* BEGIN Provided data *

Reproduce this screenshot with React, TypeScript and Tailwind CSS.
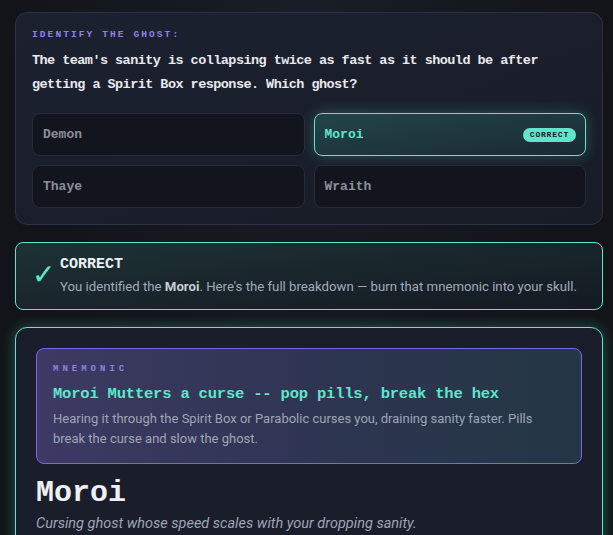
const typewriter = { fontFamily: '"Liberation Mono", "DejaVu Sans Mono", monospace' };
const sans = { fontFamily: 'Roboto, "Noto Sans", sans-serif' };

const options = [
  { name: 'Demon', correct: false },
  { name: 'Moroi', correct: true },
  { name: 'Thaye', correct: false },
  { name: 'Wraith', correct: false },
];

export default function App() {
  return (
    <div
      className="h-screen overflow-hidden bg-[radial-gradient(ellipse_at_top,#1a1d27_0%,#121419_70%)] pl-[15px] pr-[10px] pt-3 pb-6 flex flex-col gap-[17px]"
      style={sans}
    >
      {/* question card */}
      <div className="shrink-0 rounded-xl border border-[#2c3245] bg-gradient-to-br from-[#1c2130] to-[#181c26] px-4 pt-4 pb-4">
        <div
          className="text-[9.5px] font-bold tracking-[2.1px] uppercase text-[#8f80e8] leading-3"
          style={typewriter}
        >
          Identify the ghost:
        </div>
        <p
          className="mt-2 text-[13.5px] font-bold leading-6 tracking-[-0.55px] text-[#e9e9ee]"
          style={typewriter}
        >
          The team's sanity is collapsing twice as fast as it should be after getting a Spirit Box response. Which ghost?
        </p>
        <div className="mt-4 grid grid-cols-2 gap-[9px]">
          {options.map((o) =>
            o.correct ? (
              <div
                key={o.name}
                className="h-[43px] rounded-lg border border-[#5ee6cb] bg-gradient-to-br from-[#24444a] to-[#1a2a33] shadow-[0_0_14px_rgba(94,230,203,0.28)] flex items-center justify-between pl-[10px] pr-[9px]"
              >
                <span className="text-[13px] font-bold text-[#5ee6cb]" style={typewriter}>
                  {o.name}
                </span>
                <span
                  className="rounded-full bg-[#5ee6cb] px-[7px] py-[2px] text-[8px] font-bold tracking-[0.8px] text-[#10221f] leading-[10px]"
                  style={typewriter}
                >
                  CORRECT
                </span>
              </div>
            ) : (
              <div
                key={o.name}
                className="h-[43px] rounded-lg border border-[#262b3a] bg-[#12151d] flex items-center px-[10px]"
              >
                <span className="text-[13px] font-bold text-[#8b8f99]" style={typewriter}>
                  {o.name}
                </span>
              </div>
            )
          )}
        </div>
      </div>

      {/* result banner */}
      <div className="shrink-0 rounded-lg border border-[#5ee6cb] bg-gradient-to-br from-[#1d3236] to-[#141a22] pl-4 pr-3 pt-[12px] pb-[12px] flex items-start gap-[5px]">
        <span className="text-[28px] leading-none text-[#5ee6cb] mt-[6px]">✓</span>
        <div>
          <div className="text-[15px] font-bold text-[#eef0f4] leading-5" style={typewriter}>
            CORRECT
          </div>
          <div className="mt-[2px] text-[13.2px] text-[#a3aabb] leading-5 whitespace-nowrap">
            You identified the <b className="text-[#c8ccd6]">Moroi</b>. Here's the full breakdown — burn that mnemonic into your skull.
          </div>
        </div>
      </div>

      {/* ghost detail */}
      <div className="shrink-0 rounded-xl border border-[#5ee6cb] bg-[#1a1e2b] shadow-[0_0_14px_rgba(94,230,203,0.3)] px-5 pt-5 pb-6">
        <div className="rounded-lg border border-[#7a66ea] bg-gradient-to-r from-[#3d3a63] via-[#2e3552] to-[#233744] px-4 pt-[14px] pb-[14px]">
          <div
            className="text-[9px] font-bold tracking-[4px] text-[#8f80e8] leading-3"
            style={typewriter}
          >
            MNEMONIC
          </div>
          <div
            className="mt-[7px] text-[15.5px] font-bold text-[#5ee6cb] leading-6 tracking-[-0.2px]"
            style={typewriter}
          >
            Moroi Mutters a curse -- pop pills, break the hex
          </div>
          <p className="mt-[3px] text-[13px] leading-5 text-[#9ea5b5]">
            Hearing it through the Spirit Box or Parabolic curses you, draining sanity faster. Pills break the curse and slow the ghost.
          </p>
        </div>
        <h1
          className="mt-[11px] text-[30px] font-bold leading-9 text-[#eef0f4]"
          style={typewriter}
        >
          Moroi
        </h1>
        <p className="mt-[3px] text-[14.5px] italic text-[#9ea5b5] leading-5">
          Cursing ghost whose speed scales with your dropping sanity.
        </p>
      </div>
    </div>
  );
}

* END Provided data *

Exercise:
Quote the full listing above word for word; exclude every picture from the copy.

Exercise response:
Reproduce this screenshot with React, TypeScript and Tailwind CSS.
const typewriter = { fontFamily: '"Liberation Mono", "DejaVu Sans Mono", monospace' };
const sans = { fontFamily: 'Roboto, "Noto Sans", sans-serif' };

const options = [
  { name: 'Demon', correct: false },
  { name: 'Moroi', correct: true },
  { name: 'Thaye', correct: false },
  { name: 'Wraith', correct: false },
];

export default function App() {
  return (
    <div
      className="h-screen overflow-hidden bg-[radial-gradient(ellipse_at_top,#1a1d27_0%,#121419_70%)] pl-[15px] pr-[10px] pt-3 pb-6 flex flex-col gap-[17px]"
      style={sans}
    >
      {/* question card */}
      <div className="shrink-0 rounded-xl border border-[#2c3245] bg-gradient-to-br from-[#1c2130] to-[#181c26] px-4 pt-4 pb-4">
        <div
          className="text-[9.5px] font-bold tracking-[2.1px] uppercase text-[#8f80e8] leading-3"
          style={typewriter}
        >
          Identify the ghost:
        </div>
        <p
          className="mt-2 text-[13.5px] font-bold leading-6 tracking-[-0.55px] text-[#e9e9ee]"
          style={typewriter}
        >
          The team's sanity is collapsing twice as fast as it should be after getting a Spirit Box response. Which ghost?
        </p>
        <div className="mt-4 grid grid-cols-2 gap-[9px]">
          {options.map((o) =>
            o.correct ? (
              <div
                key={o.name}
                className="h-[43px] rounded-lg border border-[#5ee6cb] bg-gradient-to-br from-[#24444a] to-[#1a2a33] shadow-[0_0_14px_rgba(94,230,203,0.28)] flex items-center justify-between pl-[10px] pr-[9px]"
              >
                <span className="text-[13px] font-bold text-[#5ee6cb]" style={typewriter}>
                  {o.name}
                </span>
                <span
                  className="rounded-full bg-[#5ee6cb] px-[7px] py-[2px] text-[8px] font-bold tracking-[0.8px] text-[#10221f] leading-[10px]"
                  style={typewriter}
                >
                  CORRECT
                </span>
              </div>
            ) : (
              <div
                key={o.name}
                className="h-[43px] rounded-lg border border-[#262b3a] bg-[#12151d] flex items-center px-[10px]"
              >
                <span className="text-[13px] font-bold text-[#8b8f99]" style={typewriter}>
                  {o.name}
                </span>
              </div>
            )
          )}
        </div>
      </div>

      {/* result banner */}
      <div className="shrink-0 rounded-lg border border-[#5ee6cb] bg-gradient-to-br from-[#1d3236] to-[#141a22] pl-4 pr-3 pt-[12px] pb-[12px] flex items-start gap-[5px]">
        <span className="text-[28px] leading-none text-[#5ee6cb] mt-[6px]">✓</span>
        <div>
          <div className="text-[15px] font-bold text-[#eef0f4] leading-5" style={typewriter}>
            CORRECT
          </div>
          <div className="mt-[2px] text-[13.2px] text-[#a3aabb] leading-5 whitespace-nowrap">
            You identified the <b className="text-[#c8ccd6]">Moroi</b>. Here's the full breakdown — burn that mnemonic into your skull.
          </div>
        </div>
      </div>

      {/* ghost detail */}
      <div className="shrink-0 rounded-xl border border-[#5ee6cb] bg-[#1a1e2b] shadow-[0_0_14px_rgba(94,230,203,0.3)] px-5 pt-5 pb-6">
        <div className="rounded-lg border border-[#7a66ea] bg-gradient-to-r from-[#3d3a63] via-[#2e3552] to-[#233744] px-4 pt-[14px] pb-[14px]">
          <div
            className="text-[9px] font-bold tracking-[4px] text-[#8f80e8] leading-3"
            style={typewriter}
          >
            MNEMONIC
          </div>
          <div
            className="mt-[7px] text-[15.5px] font-bold text-[#5ee6cb] leading-6 tracking-[-0.2px]"
            style={typewriter}
          >
            Moroi Mutters a curse -- pop pills, break the hex
          </div>
          <p className="mt-[3px] text-[13px] leading-5 text-[#9ea5b5]">
            Hearing it through the Spirit Box or Parabolic curses you, draining sanity faster. Pills break the curse and slow the ghost.
          </p>
        </div>
        <h1
          className="mt-[11px] text-[30px] font-bold leading-9 text-[#eef0f4]"
          style={typewriter}
        >
          Moroi
        </h1>
        <p className="mt-[3px] text-[14.5px] italic text-[#9ea5b5] leading-5">
          Cursing ghost whose speed scales with your dropping sanity.
        </p>
      </div>
    </div>
  );
}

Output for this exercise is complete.